È ufficiale, El Niño sta facendo il suo ritorno. La National Oceanic and Atmospheric Administration (Noaa) statunitense ha annunciato che le condizioni sul Pacifico centrale e orientale all’altezza dell’equatore indicano chiaramente la presenza di El Niño. Quest’anno si è sviluppato in anticipo rispetto alla norma e si prevede che sia di intensità più che moderata, con una probabilità dell’84%. Tuttavia, è improbabile che sia estremamente intenso, con solo il 25% di probabilità.
Secondo la Noaa, c’è una crescente probabilità del 56% che El Niño si rafforzi e diventi forte entro l’inverno dell’emisfero settentrionale.
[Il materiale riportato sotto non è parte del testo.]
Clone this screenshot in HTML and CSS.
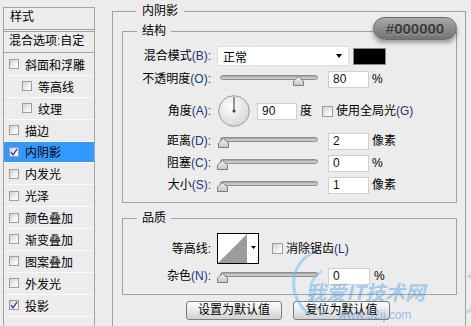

A maggio, le temperature del Pacifico centrale e occidentale all’altezza dell’equatore erano oltre 0,5°C più calde della norma, e si prevede che questa anomalia continui nei prossimi mesi.
Il ritorno di El Niño, che si verifica ogni 2-7 anni, potrebbe essere simile all’ultimo episodio del 2015-16, non solo per l’intensità, ma anche per il suo impatto su determinate regioni. Gli effetti di El Niño dipendono dalla posizione delle acque più calde nel Pacifico, e attualmente sono concentrate nel Pacifico centrale.
Le principali conseguenze previste a livello globale riguardano le temperature. Se El Niño diventasse intenso in autunno, potrebbe causare nuovi record di caldo quest’anno. La comunità scientifica ritiene che ci siano buone probabilità che il 2024 diventi l’anno più caldo di sempre, poiché l’effetto di El Niño potrebbe aggiungere circa 0,2°C alle temperature medie. Considerando che il riscaldamento globale ha già raggiunto circa 1,2°C, è possibile che supereremo la soglia critica di 1,5°C entro i prossimi 5 anni, come indicato in un recente rapporto dell’Organizzazione meteorologica mondiale.
Inoltre, El Niño può influenzare i pattern di precipitazioni in tutto il mondo, portando a siccità o alluvioni in diverse regioni. Tendenzialmente, le aree che hanno sofferto di siccità o deficit di precipitazioni negli ultimi anni potrebbero ricevere maggiori piogge, mentre in Europa il ritorno di El Niño si traduce di solito in inverni più secchi e freddi nel Nord Europa e più umidi e piovosi nel Sud Europa.